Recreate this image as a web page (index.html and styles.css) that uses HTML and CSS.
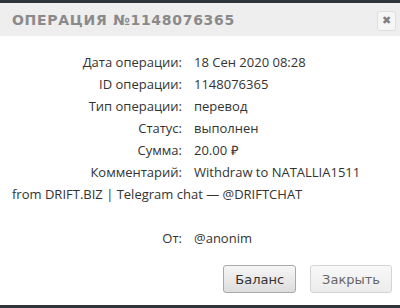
FILE: index.html
```html
<!DOCTYPE html>
<html>
<head>
  <title>Операция</title>
  <link rel="stylesheet" href="styles.css">
</head>
<body>

  <div class="modal">

    <div class="modal-header">
      <h2>Операция №1148076365</h2>
      <button class="close-btn">&#x2716;</button>
    </div>

    <div class="modal-body">
      <div class="info">
        <div class="label">Дата операции:</div>
        <div class="value">18 Сен 2020 08:28</div>

        <div class="label">ID операции:</div>
        <div class="value">1148076365</div>

        <div class="label">Тип операции:</div>
        <div class="value">перевод</div>

        <div class="label">Статус:</div>
        <div class="value">выполнен</div>

        <div class="label">Сумма:</div>
        <div class="value">20.00 &#x20BD;</div>

        <div class="label">Комментарий:</div>
        <div class="value">Withdraw to NATALLIA1511</div>
        <div class="wrap">from DRIFT.BIZ | Telegram chat — @DRIFTCHAT</div>
        <div class="wrap"></div>

        <div class="label">От:</div>
        <div class="value">@anonim</div>
      </div>
    </div>

    <div class="modal-footer">
      <button class="btn">Баланс</button>
      <button class="btn btn-light">Закрыть</button>
    </div>

  </div>

</body>
</html>
```

FILE: styles.css
```css
body {
  margin: 0;
  background: #2f363b;
  font-family: 'Open Sans', sans-serif;
}

.modal {
  height: 302px;
  margin-top: 3px;
  background: #fff;
  display: flex;
  flex-direction: column;
}

.modal-header {
  height: 33px;
  background: #eeeeee;
  display: flex;
  align-items: center;
  justify-content: space-between;
  padding: 0 4px 0 12px;
}

.modal-header h2 {
  margin: 0;
  font-family: 'DejaVu Sans', sans-serif;
  font-size: 14px;
  font-weight: bold;
  letter-spacing: 0.7px;
  text-transform: uppercase;
  color: #8a8a8a;
}

.close-btn {
  width: 19px;
  height: 20px;
  padding: 0;
  margin-top: 2px;
  border: 1px solid #dedede;
  border-radius: 3px;
  background: #f6f6f6;
  color: #808080;
  font-size: 11px;
  line-height: 18px;
  font-family: 'DejaVu Sans', sans-serif;
}

.modal-body {
  padding: 15px 12px 0;
}

.info {
  display: grid;
  grid-template-columns: 170px 1fr;
  column-gap: 12px;
  font-size: 13px;
  font-weight: 500;
  line-height: 22px;
  color: #333;
}

.label {
  text-align: right;
}

.wrap {
  grid-column: 1 / -1;
  min-height: 22px;
}

.modal-footer {
  display: flex;
  justify-content: flex-end;
  gap: 14px;
  padding: 16px 8px 0;
}

.btn {
  height: 28px;
  padding: 0 11px;
  border: 1px solid #a9a9a9;
  border-radius: 3px;
  background: linear-gradient(#f6f6f6, #dddddd);
  font-family: 'DejaVu Sans', Verdana, sans-serif;
  font-size: 13px;
  color: #333;
}

.btn-light {
  border-color: #d4d4d4;
  background: linear-gradient(#f8f8f8, #ececec);
  color: #666;
}
```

- Instructions for the task:
Identify and extract each line of the listing that contains "index".

- Answer below:
Recreate this image as a web page (index.html and styles.css) that uses HTML and CSS.
FILE: index.html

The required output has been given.